I struggling for a while now to find a decent way to bind a field in C++ structure to its comments, using libclang 3.9.1, and python 3.5.2.

So far, I got this setup up and running: Assuming that I have file Foo.h:

typedef int arbType;

struct Foo {
    //First bar comment
    //Second bar comment
    int Bar; //Third bar comment - after bar

    /* First line baz comment - before baz
       Second line baz comment - before baz
    */
    arbType Baz; //Third line baz comment - after baz
};

My python code extract only the in-line comments:

#bind_comments.py
import clang.cindex

def get_cur_comments(cursor):
    comment = ''
    print ('\nGetting comment for:', cursor.spelling.decode())
    parent_cur = cursor.lexical_parent
    token_iter = parent_cur.get_tokens()
    for token in token_iter:
        if token.cursor == cursor:            
            while token.kind.name != 'PUNCTUATION':
                token = next(token_iter)
            token = next(token_iter)
            if token.kind.name == 'COMMENT':
                comment = token.spelling.decode().strip('/')
    return comment

def main():
    index = clang.cindex.Index.create()
    tu = index.parse(b'Foo.h', [b'-x', b'c++'])
    tu_iter = tu.cursor.get_children()
    next(tu_iter)
    root_cursor = next(tu_iter)

    for cur in root_cursor.type.get_fields():
        print(get_cur_comments(cur))

if __name__ == '__main__':
    main()

And the output:

C:\>bind_comments.py

Getting comment for: Bar
'Third bar comment - after bar'

Getting comment for: Baz
'Third line baz comment - after baz'

Now, for my problems, ordered by importance, in descending level:

  1. How can I bind the comments before the fields?

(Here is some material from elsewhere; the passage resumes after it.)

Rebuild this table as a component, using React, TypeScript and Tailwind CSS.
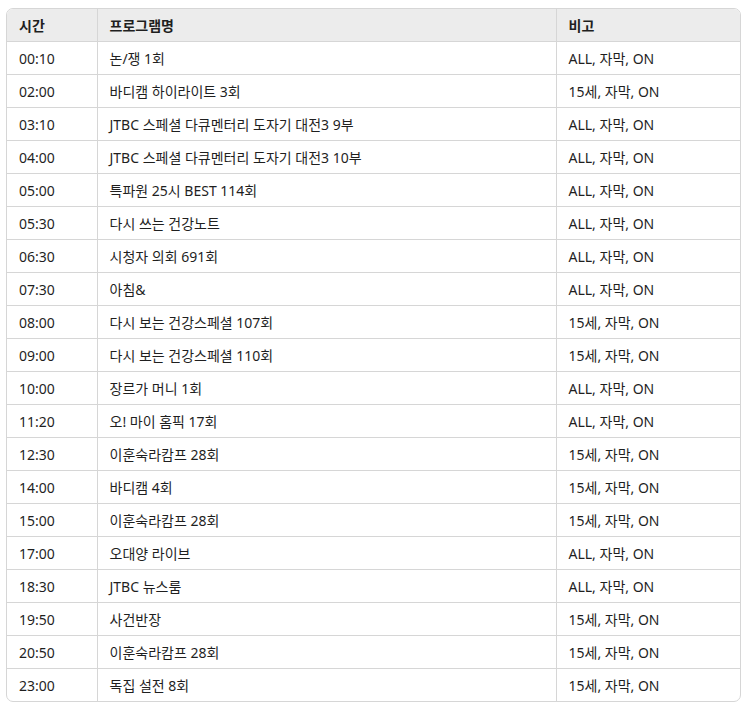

I looked at many 'peeking' solutions in python, in order to find out while I'm iterating tokens if the next one is the cursor(field) that I'm interested in, but found nothing that I can implement properly in my case. Just to show you how serious I am, here is a few of the solutions I looked at:

  2. Conceptual flaw: I don't know yet how to tell the difference between:

    struct Foo {
       int Bar; // This comment belong to bar
                // As well as this one
    
       // While this comment belong to baz already
       int Baz;
     };
    
  3. Performance issues: please note that for each field, I'm iterating through the whole tokens list of it structure. If it is a big one, and I have a lot of tokens - I guess that will cost me. I'd like to find some shortcuts.. I thought about saving the tokens in global list, but then what if the field is declaration of another struct/class? Add their parent's tokens to the list? This is starting to get messy...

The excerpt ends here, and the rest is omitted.